Je l’ai rencontré dans un magasin de disques à Cambridge. Nous regardions des albums de Blues ensemble et nos choix respectifs se portaient, presque toujours, vers les mêmes disques. Comme nous écoutions la même musique, au bout d’un moment nous avons commencé à discuter ensemble.

De son côté, il venait de commencer la pratique de la musique tout comme moi. C’est ainsi que nous sommes devenus amis puis partenaires musicaux. Nous avons commencé à jouer ensemble en 1962. En 1965 j’ai été diplômé et je suis parti au Collège en Californie. Dans le même temps, il rejoignait les environs de Los Angeles…

Votre collaboration a-t-elle continué alors ?
Peut-être jusqu’en 1967, période à laquelle le groupe Canned Heat a enregistré son premier album (« Rollin’ and tumblin’ », Nda). J’ai continué mon travail à l’Université alors qu’Alan, de son côté, n’était plus étudiant  et avait besoin de vivre. Comme la musique était la seule chose qu’il savait faire (rires), il s’est lancé…

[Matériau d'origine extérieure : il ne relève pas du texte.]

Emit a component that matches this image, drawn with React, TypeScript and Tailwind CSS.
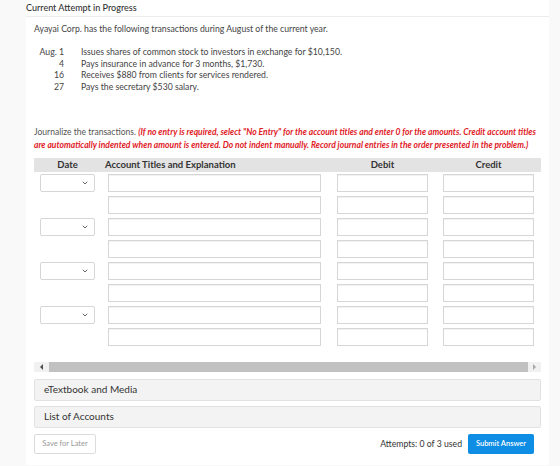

Il a eu beaucoup de succès avec ses compagnons, le chanteur Bob Hite et le guitariste Henry Vestine…
Il y a rapidement eu plusieurs changements dans la composition de ce groupe…
Si je suis resté à l’Université, j’ai aussi continué à jouer de la musique pour moi-même. J’ai côtoyé le groupe Canned Heat à une période, avant qu’il ne devienne très célèbre. Puis nous nous sommes perdus de vue en raison des tournées incessantes liées à leur succès.

A titre personnel, quand as-tu commencé à te produire professionnellement ?
C’est difficile à dire…
J’ai effectué quelques concerts dans les années 1960 mais je me suis davantage poussé à me produire sur scène à compter des années 70. Si j’ai toujours joué, il faut avouer qu’à cette période j’étais plus intéressé par mes recherches (David Evans est musicologue, Nda) qui consistaient à retrouver de vieux artistes de Blues dans le Mississippi, la Louisiane et le Tennessee afin de leur permettre d’enregistrer des disques. 

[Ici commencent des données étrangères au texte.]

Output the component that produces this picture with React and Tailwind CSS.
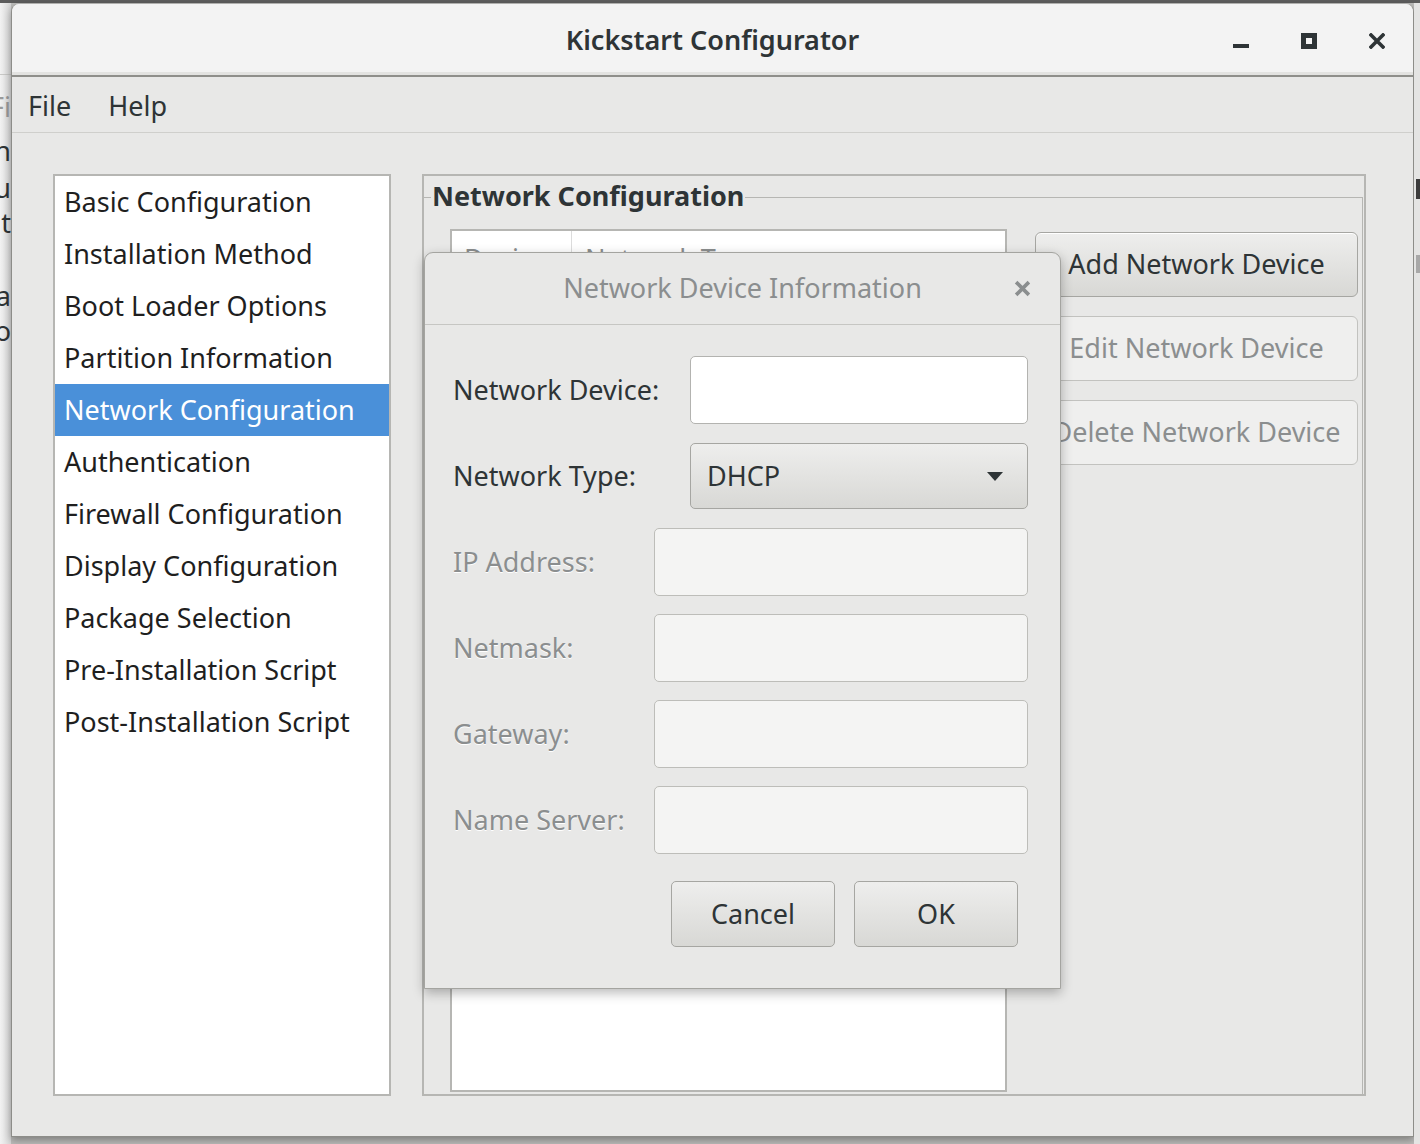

Quand j’ai déménagé à Memphis je suis devenu plus concentré sur ma propre façon de jouer et j’ai recommencé à me produire devant un public, c’était en 1978. J’ai formé un Jug Band (un Jug Band est un groupe qui se produit dans un registre mélangeant principalement le Memphis Blues à du Ragtime en utilisant des instruments bricolés et traditionnels. Le terme « jug » désigne un pichet d’alcool qui pouvait souvent être utilisé comme instrument de musique dans ce type de formule, Nda) avec l’harmoniciste Hammie Nixon qui était l’un des premiers musiciens que j’avais vu. Malheureusement Sleepy John Estes était décédé peu de temps avant…

C’est donc avec Hammie Nixon que j’ai voulu former ce groupe, d’autant plus qu’il avait déjà collaboré avec des Jug Bands dans les années 1920.

Puis j’ai travaillé avec d’autres amis comme la chanteuse Jessie Mae Hemphill (également pionnière de la guitare électrique, nda)…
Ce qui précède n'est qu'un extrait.